··· Raw data

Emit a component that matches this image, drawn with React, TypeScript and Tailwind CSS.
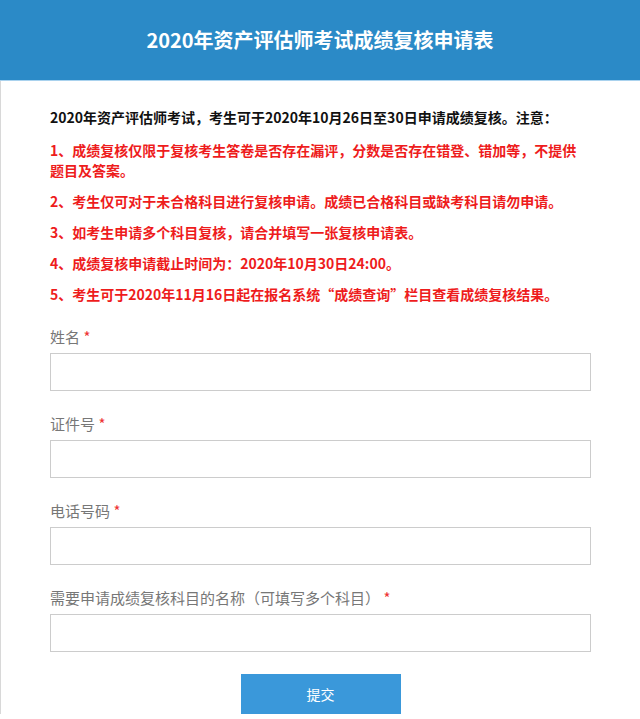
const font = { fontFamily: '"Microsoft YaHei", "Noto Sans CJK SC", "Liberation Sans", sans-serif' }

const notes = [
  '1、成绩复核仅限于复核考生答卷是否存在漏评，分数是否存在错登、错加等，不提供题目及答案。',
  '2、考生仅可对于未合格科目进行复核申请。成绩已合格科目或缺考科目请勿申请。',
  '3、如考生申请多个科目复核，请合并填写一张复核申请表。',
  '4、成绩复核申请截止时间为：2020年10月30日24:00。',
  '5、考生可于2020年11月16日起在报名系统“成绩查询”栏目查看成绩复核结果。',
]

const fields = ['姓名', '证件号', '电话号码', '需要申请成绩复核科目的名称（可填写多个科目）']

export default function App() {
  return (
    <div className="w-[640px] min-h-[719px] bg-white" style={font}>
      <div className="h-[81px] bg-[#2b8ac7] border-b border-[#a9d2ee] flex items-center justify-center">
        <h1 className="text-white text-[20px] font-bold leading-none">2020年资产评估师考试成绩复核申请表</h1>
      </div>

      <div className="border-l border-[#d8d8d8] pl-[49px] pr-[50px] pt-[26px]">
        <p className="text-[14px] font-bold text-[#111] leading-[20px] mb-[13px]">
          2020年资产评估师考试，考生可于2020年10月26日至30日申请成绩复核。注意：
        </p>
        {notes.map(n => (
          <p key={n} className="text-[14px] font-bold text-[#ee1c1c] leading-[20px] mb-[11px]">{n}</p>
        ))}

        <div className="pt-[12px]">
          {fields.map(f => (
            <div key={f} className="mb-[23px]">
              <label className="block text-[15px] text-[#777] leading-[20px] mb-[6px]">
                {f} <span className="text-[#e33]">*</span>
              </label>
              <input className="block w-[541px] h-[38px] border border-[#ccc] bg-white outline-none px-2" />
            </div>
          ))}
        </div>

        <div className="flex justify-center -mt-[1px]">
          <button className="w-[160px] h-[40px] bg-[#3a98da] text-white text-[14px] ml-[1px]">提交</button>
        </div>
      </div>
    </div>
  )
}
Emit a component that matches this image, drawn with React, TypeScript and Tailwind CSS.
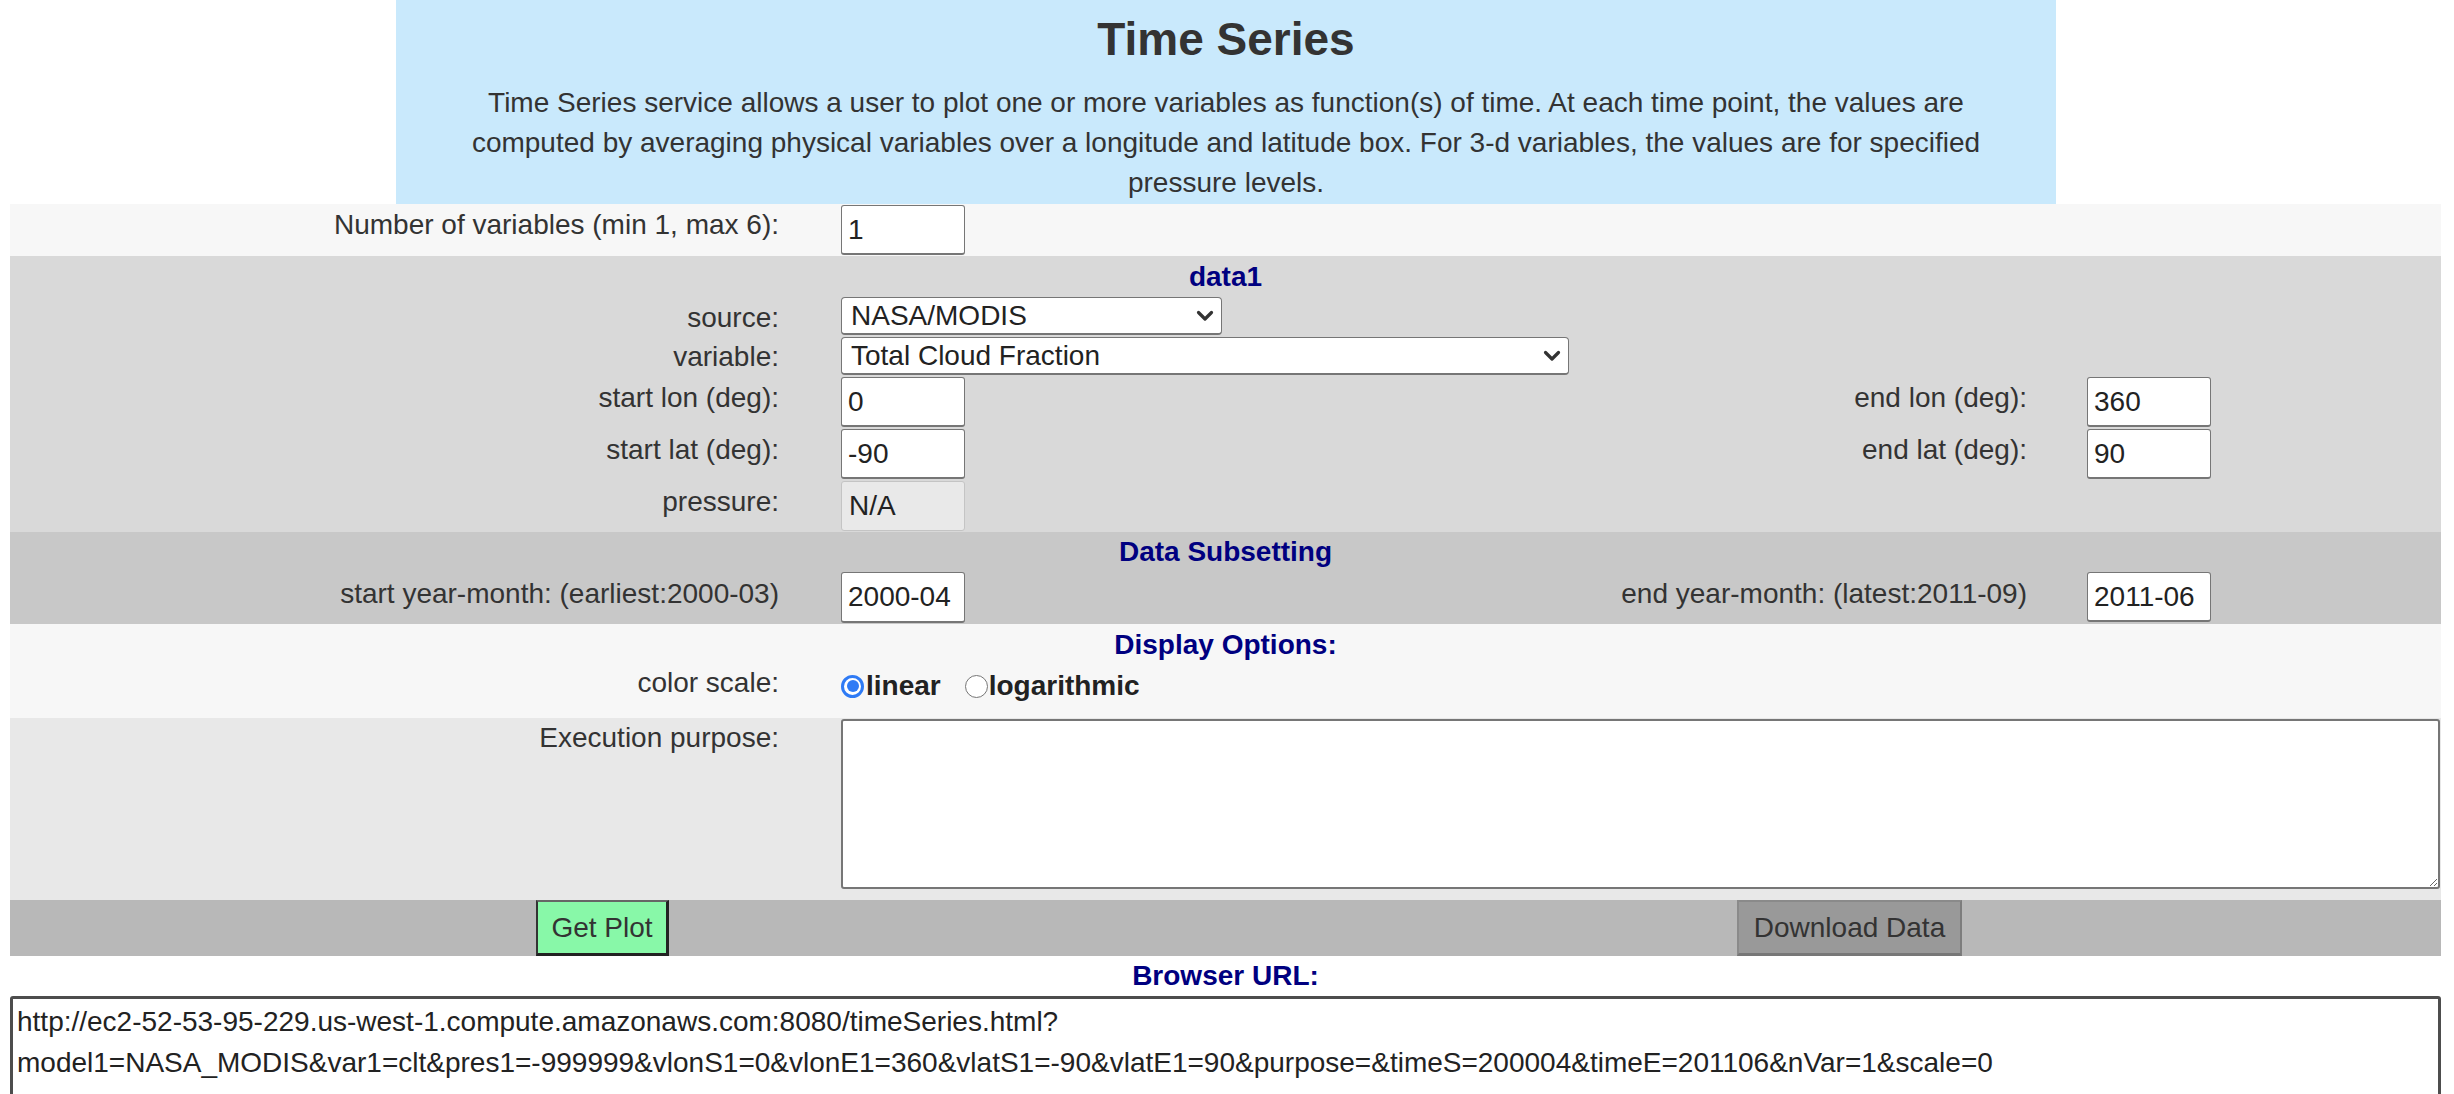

······

## Aim
Could you repeat all of the material exactly? Pictures should not be copied.

## Written answer
Emit a component that matches this image, drawn with React, TypeScript and Tailwind CSS.
const font = { fontFamily: '"Microsoft YaHei", "Noto Sans CJK SC", "Liberation Sans", sans-serif' }

const notes = [
  '1、成绩复核仅限于复核考生答卷是否存在漏评，分数是否存在错登、错加等，不提供题目及答案。',
  '2、考生仅可对于未合格科目进行复核申请。成绩已合格科目或缺考科目请勿申请。',
  '3、如考生申请多个科目复核，请合并填写一张复核申请表。',
  '4、成绩复核申请截止时间为：2020年10月30日24:00。',
  '5、考生可于2020年11月16日起在报名系统“成绩查询”栏目查看成绩复核结果。',
]

const fields = ['姓名', '证件号', '电话号码', '需要申请成绩复核科目的名称（可填写多个科目）']

export default function App() {
  return (
    <div className="w-[640px] min-h-[719px] bg-white" style={font}>
      <div className="h-[81px] bg-[#2b8ac7] border-b border-[#a9d2ee] flex items-center justify-center">
        <h1 className="text-white text-[20px] font-bold leading-none">2020年资产评估师考试成绩复核申请表</h1>
      </div>

      <div className="border-l border-[#d8d8d8] pl-[49px] pr-[50px] pt-[26px]">
        <p className="text-[14px] font-bold text-[#111] leading-[20px] mb-[13px]">
          2020年资产评估师考试，考生可于2020年10月26日至30日申请成绩复核。注意：
        </p>
        {notes.map(n => (
          <p key={n} className="text-[14px] font-bold text-[#ee1c1c] leading-[20px] mb-[11px]">{n}</p>
        ))}

        <div className="pt-[12px]">
          {fields.map(f => (
            <div key={f} className="mb-[23px]">
              <label className="block text-[15px] text-[#777] leading-[20px] mb-[6px]">
                {f} <span className="text-[#e33]">*</span>
              </label>
              <input className="block w-[541px] h-[38px] border border-[#ccc] bg-white outline-none px-2" />
            </div>
          ))}
        </div>

        <div className="flex justify-center -mt-[1px]">
          <button className="w-[160px] h-[40px] bg-[#3a98da] text-white text-[14px] ml-[1px]">提交</button>
        </div>
      </div>
    </div>
  )
}
Emit a component that matches this image, drawn with React, TypeScript and Tailwind CSS.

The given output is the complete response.